Teacher Angela Oliver said her faith is what led her to teaching, because she believes it is a calling. “I would line up my Barbie dolls and teach them,” she said.
“I didn’t let guys get in my way. I married the one I knew was the right one,” she said. “I was taught that money does not make the person, and you cannot buy happiness.
“I kept my grades up and stayed away from the temptations out there. I stayed in church, and I got a scholarship to Appalachian.”
She has been teaching for 20 years now.
She told the girls that “everything is a choice.” And added that “attitude is everything” and “choose to be happy every day.”
Elkin Police Lt. Mendy Peles was the first full-time sworn female officer in Elkin. She said Alene Morrison was the first part-time female who checked meters.
“I was talking to my grandmother, and she said to pick a dominantly male profession and succeed at it and you can’t go wrong,” Peles told the girls.
She first worked in the Jonesville Police Department administrative office, and then as a Yadkin County dispatcher. “Elkin had an opening and the chief asked if I wanted to go to BLET classes,” she said of the Basic Law Enforcement Training required to be an officer.
“People don’t call the police department to say they are having a great day,” Peles said. “They call to have us help work out their problems. I enjoy helping people.”
It took her seven years, but Peles obtained her associate’s degree by taking two to three classes a semester. She encouraged the girls to not give up.
“Don’t let anyone discourage you. If it’s truly want you want, go for it,” she said.
The final speaker was Dr. Adrienne Classen, who is the pediatrician at Kids Count.
“We need more women in math and science,” said Classen after polling the girls’ interest in those subjects.
She also explained that her middle sister, who is now a widely sought after professor of ecology, struggled with dyslexia as a child and didn’t learn to read until she was in the third grade.
“How much money you have is not what makes you happy,” Classen said. “The most important things are friends and family.”
She encouraged the girls to not bully and be selective in who they are friends with, because it hurts others. Classen told them to be healthy and active.
And “when you feel a certain way about yourself or are stressed out, talk to someone about it,” she said. “Don’t let fashion magazines or Hollywood tell you you have to be a certain thing or wear certain clothing.
“There are lots of decisions to make,” Classen said. “But don’t let anyone tell you you have to be a certain way.”
Vicky Roberts told the girls she was going to keep the papers they filled out when they first started the evening, which included a space for what they thought they wanted to be when they grew up. “I’m going to look back to see you be the architects, the OB-GYN, the ones traveling the world.
“Every one of you being here today have made a difference. Use these ladies, use people as resources and inspiration,” she said. “Just do the best you can, do the right thing.”
Lisette Bahena, a freshman at East Wilkes High School, attended the event with a couple of friends. She said she is interested in being an obstetrician and gynecologist. “I always thought it was cool to do that job. I get bored real easy and I get to do something different every day,” she said of the career she hopes to pursue.
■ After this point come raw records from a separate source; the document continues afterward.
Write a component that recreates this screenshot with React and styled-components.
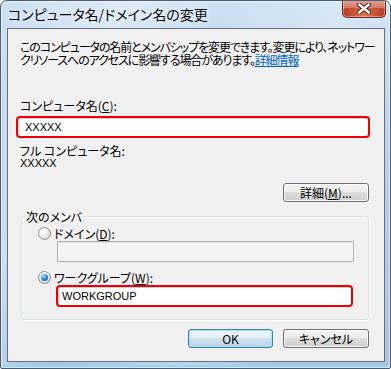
import React from "react";
import styled, { createGlobalStyle } from "styled-components";

const GlobalStyle = createGlobalStyle`
  html, body {
    margin: 0;
    padding: 0;
    background: #ffffff;
  }
  body {
    width: 391px;
    height: 369px;
    overflow: hidden;
    font-family: "Noto Sans CJK JP", "Liberation Sans", sans-serif;
    font-feature-settings: "palt";
  }
`;

const Window = styled.div`
  box-sizing: border-box;
  width: 391px;
  height: 369px;
  display: flex;
  flex-direction: column;
  border: 1px solid #4b5c6e;
  border-radius: 7px 7px 2px 2px;
  background: linear-gradient(
      115deg,
      rgba(255, 255, 255, 0) 0%,
      rgba(255, 255, 255, 0.35) 22%,
      rgba(255, 255, 255, 0) 40%,
      rgba(255, 255, 255, 0.25) 62%,
      rgba(255, 255, 255, 0) 80%
    ),
    linear-gradient(180deg, #cde0f2 0%, #b9d1ea 40%, #a9c5e3 100%);
  box-shadow: inset 0 0 0 1px rgba(255, 255, 255, 0.55),
    inset 0 -2px 0 #8fd6f2;
  overflow: hidden;
`;

const TitleBar = styled.div`
  height: 27px;
  flex: none;
  display: flex;
  align-items: flex-start;
  padding-left: 7px;
`;

const Title = styled.div`
  margin-top: 4px;
  font-size: 14px;
  line-height: 18px;
  color: #0b0b0b;
  white-space: nowrap;
  text-shadow: 0 0 6px rgba(255, 255, 255, 0.9);
`;

const CloseButton = styled.div`
  margin-left: auto;
  margin-right: 4px;
  margin-top: -1px;
  width: 44px;
  height: 18px;
  box-sizing: border-box;
  display: flex;
  align-items: center;
  justify-content: center;
  border: 1px solid #6b2a1d;
  border-top: none;
  border-radius: 0 0 5px 5px;
  background: radial-gradient(
      ellipse at 50% 100%,
      rgba(255, 170, 120, 0.6) 0%,
      rgba(255, 170, 120, 0) 60%
    ),
    linear-gradient(180deg, #e4a597 0%, #d37863 45%, #c34a30 50%, #b8391f 100%);
  box-shadow: inset 0 0 0 1px rgba(255, 255, 255, 0.35);
`;

const Client = styled.div`
  flex: 1;
  margin: 0 5px 6px 6px;
  border: 1px solid #5f7182;
  background: #f0f0f0;
  display: flex;
  flex-direction: column;
  font-size: 12px;
  color: #000;
`;

const Description = styled.p`
  margin: 11px 0 0 12px;
  line-height: 13px;
  letter-spacing: -1.1px;
  white-space: nowrap;
`;

const Link = styled.a`
  color: #0066cc;
  text-decoration: underline;
`;

const Label = styled.div`
  margin: ${(p) => p.$top}px 0 0 12px;
  line-height: 13px;
  white-space: nowrap;
`;

const Value = styled.div`
  margin-left: 12px;
  line-height: 13px;
  font-family: "Liberation Sans", sans-serif;
  font-size: 11px;
`;

const Field = styled.div`
  box-sizing: border-box;
  height: ${(p) => p.$h}px;
  width: ${(p) => p.$w}px;
  margin: ${(p) => p.$top}px 0 0 ${(p) => p.$left}px;
  display: flex;
  align-items: center;
  padding-left: ${(p) => p.$pad}px;
  font-family: "Liberation Sans", sans-serif;
  font-size: 11px;
  border-radius: ${(p) => (p.$marked ? 4 : 1)}px;
  border: ${(p) =>
    p.$marked ? "2px solid #f20000" : "1px solid #aeb3b8"};
  background: ${(p) => (p.$marked ? "#ffffff" : "#f4f4f4")};
  box-shadow: ${(p) =>
    p.$marked ? "inset 1px 1px 0 #bcd0e3" : "inset 0 1px 0 #e3e3e3"};
`;

const ButtonRow = styled.div`
  display: flex;
  justify-content: flex-end;
  gap: 10px;
  margin: ${(p) => p.$top}px 15px 0 0;
`;

const Button = styled.div`
  box-sizing: border-box;
  width: ${(p) => p.$w}px;
  height: 19px;
  display: flex;
  align-items: center;
  justify-content: center;
  font-size: 12px;
  line-height: 1;
  border-radius: 3px;
  border: 1px solid ${(p) => (p.$default ? "#3c7fb1" : "#707070")};
  background: ${(p) =>
    p.$default
      ? "linear-gradient(180deg, #edf5fa 0%, #e2eef6 50%, #cfe2ee 50%, #bed6e6 100%)"
      : "linear-gradient(180deg, #f3f3f3 0%, #ebebeb 50%, #dddddd 50%, #cfcfcf 100%)"};
  box-shadow: inset 0 0 0 1px
    ${(p) => (p.$default ? "rgba(160, 220, 250, 0.9)" : "rgba(255, 255, 255, 0.8)")};
`;

const Group = styled.fieldset`
  margin: 8px 15px 0 13px;
  padding: 3px 0 12px 0;
  border: 1px solid #d5dfe5;
  border-radius: 3px;
  box-shadow: inset 1px 1px 0 #ffffff, 1px 1px 0 #ffffff;
`;

const Legend = styled.legend`
  margin-left: 3px;
  padding: 0 1px;
  line-height: 13px;
  font-size: 12px;
`;

const RadioRow = styled.div`
  display: flex;
  align-items: center;
  height: 15px;
  margin: ${(p) => p.$top}px 0 0 16px;
  gap: 3px;
  white-space: nowrap;
`;

const Radio = styled.span`
  box-sizing: border-box;
  width: 13px;
  height: 13px;
  border-radius: 50%;
  border: 1px solid #8f8f8f;
  display: flex;
  align-items: center;
  justify-content: center;
  background: radial-gradient(circle at 35% 30%, #ffffff 0%, #f1f1f1 40%, #c9c9c9 100%);

  &::after {
    content: "";
    display: ${(p) => (p.$checked ? "block" : "none")};
    width: 7px;
    height: 7px;
    border-radius: 50%;
    background: radial-gradient(circle at 35% 30%, #a5e6ff 0%, #2b8bd0 50%, #0a4c85 100%);
  }
`;

const Mnemonic = styled.span`
  text-decoration: underline;
`;

function CloseGlyph() {
  return (
    <svg width="16" height="11" viewBox="0 0 16 11">
      <path d="M3 1.5 L13 9.5 M13 1.5 L3 9.5" stroke="#3a1d18" strokeWidth="4.2" strokeLinecap="round" fill="none" />
      <path d="M3 1.5 L13 9.5 M13 1.5 L3 9.5" stroke="#ffffff" strokeWidth="2.4" strokeLinecap="round" fill="none" />
    </svg>
  );
}

export default function App() {
  return (
    <>
      <GlobalStyle />
      <Window>
        <TitleBar>
          <Title>コンピュータ名/ドメイン名の変更</Title>
          <CloseButton>
            <CloseGlyph />
          </CloseButton>
        </TitleBar>
        <Client>
          <Description>
            このコンピュータの名前とメンバシップを変更できます。変更により、ネットワー
            <br />
            クリソースへのアクセスに影響する場合があります。<Link href="#">詳細情報</Link>
          </Description>

          <Label $top={33}>
            コンピュータ名(<Mnemonic>C</Mnemonic>):
          </Label>
          <Field $marked $top={4} $left={8} $w={354} $h={22} $pad={7}>
            XXXXX
          </Field>

          <Label $top={6}>フル コンピュータ名:</Label>
          <Value>XXXXX</Value>

          <ButtonRow $top={13}>
            <Button $w={86}>
              詳細(<Mnemonic>M</Mnemonic>)...
            </Button>
          </ButtonRow>

          <Group>
            <Legend>次のメンバ</Legend>
            <RadioRow $top={0}>
              <Radio />
              <span>
                ドメイン(<Mnemonic>D</Mnemonic>):
              </span>
            </RadioRow>
            <Field $top={0} $left={35} $w={297} $h={21} $pad={4} />
            <RadioRow $top={8}>
              <Radio $checked />
              <span>
                ワークグループ(<Mnemonic>W</Mnemonic>):
              </span>
            </RadioRow>
            <Field $marked $top={0} $left={34} $w={297} $h={22} $pad={4}>
              WORKGROUP
            </Field>
          </Group>

          <ButtonRow $top={9}>
            <Button $default $w={85}>
              OK
            </Button>
            <Button $w={86}>キャンセル</Button>
          </ButtonRow>
        </Client>
      </Window>
    </>
  );
}
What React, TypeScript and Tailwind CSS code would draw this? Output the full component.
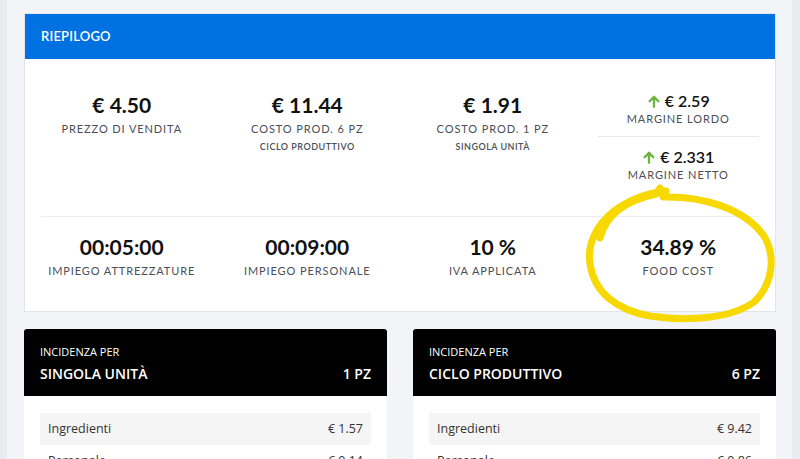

Eryn Brown and Reanna Rice attended the event with their friend, Bethany, daughter of Vicky Roberts. Rice said she was encouraged to follow her dreams. In addition to basketball, she likes reading, math, art and music.
Matthews, whose daughter Willow was the inspiration for the symposium, said about 30 girls attended the event that she hopes will become an annual gathering. Following the speakers, the girls were able to eat dinner, which was provided by sponsors Prism Medical Products, Elk Pharmacy and Heaven Scent.